Specialist ultra-prime developer K10 Group purchased Doughty House and has spent the last four years working with architectural practice HTP and design house Argent, planning a restoration project to transform the property into London’s finest private residence – a 38,000 sq ft palace whose size rivals the garden wing of Buckingham Palace – with the restoration works scheduled for completion in late 2019.
K10 is looking for a buyer prepared to pay £100m for the eight-bedroom mansion. Under B&G, led by managing diorectoir Greg Kubik, K10 has 120 contractors working daily for 18 months. An estimated 493,200 man hours will go into the restoration.
K10 Group chief executive Kam Babaee said: “With its Grade II listing, illustrious history, grand state rooms and long gallery, Doughty House is one of London’s most important stately homes. The restoration of this magnificent mansion and gardens into a £100m private palace by K10 Group is a major investment and four year heritage project which will leave a lasting legacy and deliver a totally unique world-class residence.
“We are worked closely with a team of world class consultants and heritage experts on our designs to rescue, restore and return Doughty House to its original stately home origins. The construction work and completion of Doughty House is still another two years away. The buyer is acquiring an important piece of British history and a world-class newly refurbished stately home. If a discerning buyer purchases Doughty House now, they will have the advantage of working with us over the next two years to totally customise and refine the current plans and design scheme to their personal tastes and lifestyle. It’s a unique opportunity to acquire what is arguably the most important private palace ever created in London.”
Doughty House was once the home of the Viscounts of Monserrate. It was originally built in 1769 in the Portland stone and London brick for Sir William Richardson, located at the crest of Richmond Hill. In 1786 the Georgian mansion, which resembles Highgrove House, was purchased by heiress Elizabeth Doughty and gained her name.
In 1849 Doughty House was bought by wealthy industrialist Francis Cook (1817-1901) who at the time was the third richest man in England and owner of Britain’s largest clothing manufacturer. In 1885 he purchased and restored Monserrate Palace in Sintra as his summer residence and was enobled as Viscount of Monserrate by King Louis of Portugal. In 1886 he was made a British Baronet for establishing Alexandra House, a college for art students.
Under Sir Francis Ferdinand Cook (1907-1978, 4th Baronet & Viscount) the fortunes of Doughty House declined. The 4th Baronet had a string of seven marriages and costly divorces, forcing the sell-off of much of the family’s art collection. He sold it to a developer in 1949. The developer attempted to convert Doughty House into luxury apartments and also considered transforming it into a hotel, but planning and financial problems forced the company to sell Doughty House to another owner in 1953, and in the following decades the house has gone into decline through lack of investment.

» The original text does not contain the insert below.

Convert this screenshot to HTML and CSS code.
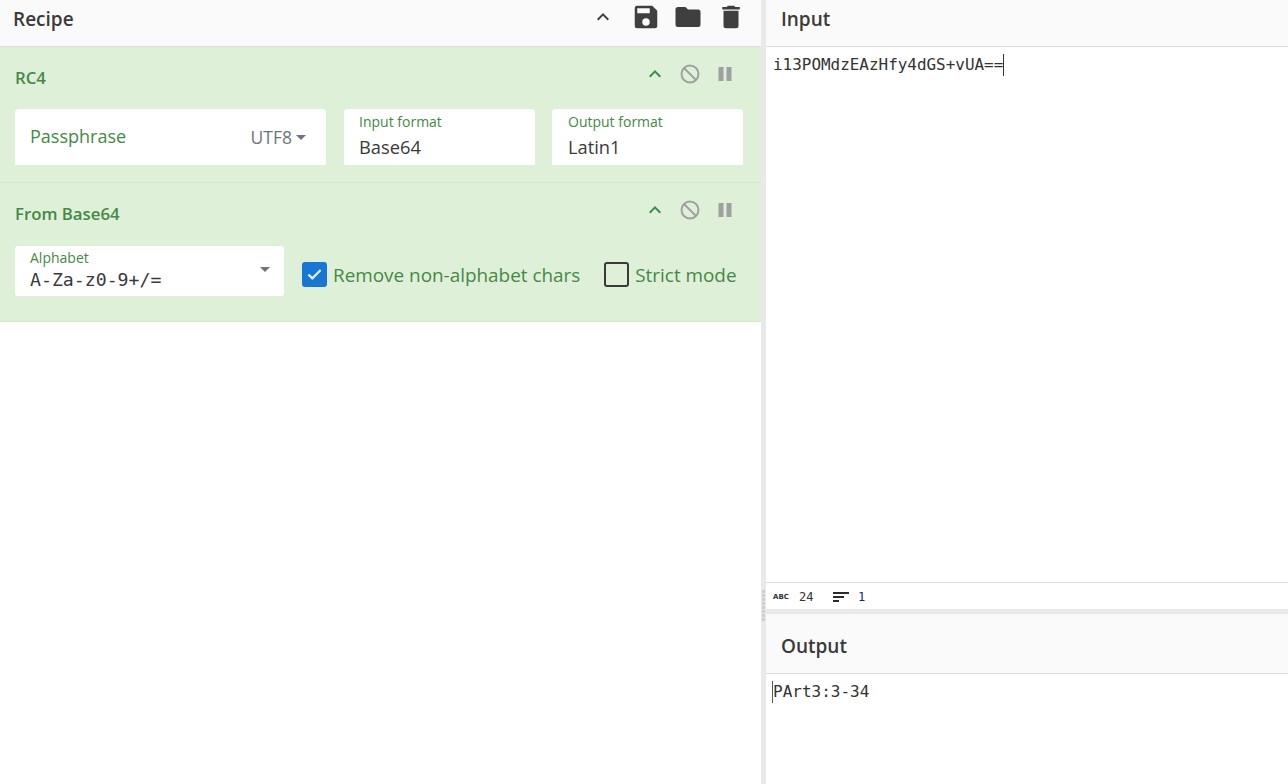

Under K10's plans, the £100m mega-home is now set to be refurbished to provide an eight bedroom mansion with a series of ground floor state rooms, including palatial entrance hall with grand staircase, formal dining room, music room, drawing room, library/library and cinema/TV room.
The former Victorian-era conservatory will be restored into a split-level family kitchen, breakfast and informal-living area over the ground and lower ground floor levels.
On the first floor will be the master bedroom suite, with His & Hers dressing rooms and bathrooms. There will also be a principal guest suite with day room, dressing room and bathroom. The top floor will provide four VIP bedroom suites.
The basement will contain a bowling alley and a car complex for seven cars, with turntable and car lift.
On the ground floor there will be a long gallery capable of entertaining over 150 guests. On the upper floor a winter garden room will provide entertaining space for 200 guests.
On the lower ground floor there will be a private health spa with its own concierge/reception providing access to a large swimming pool complex, with sauna, massage room and plunge pool.
The 40-metre long main lawn will have a 15-metre long reflection pool, inspired by Chatsworth House
The restoration includes more than 70 miles of high-tech cabling, £4.5m worth of bespoke joinery, six boilers, 10 chiller compounds and eight different comfort cooling and warming systems.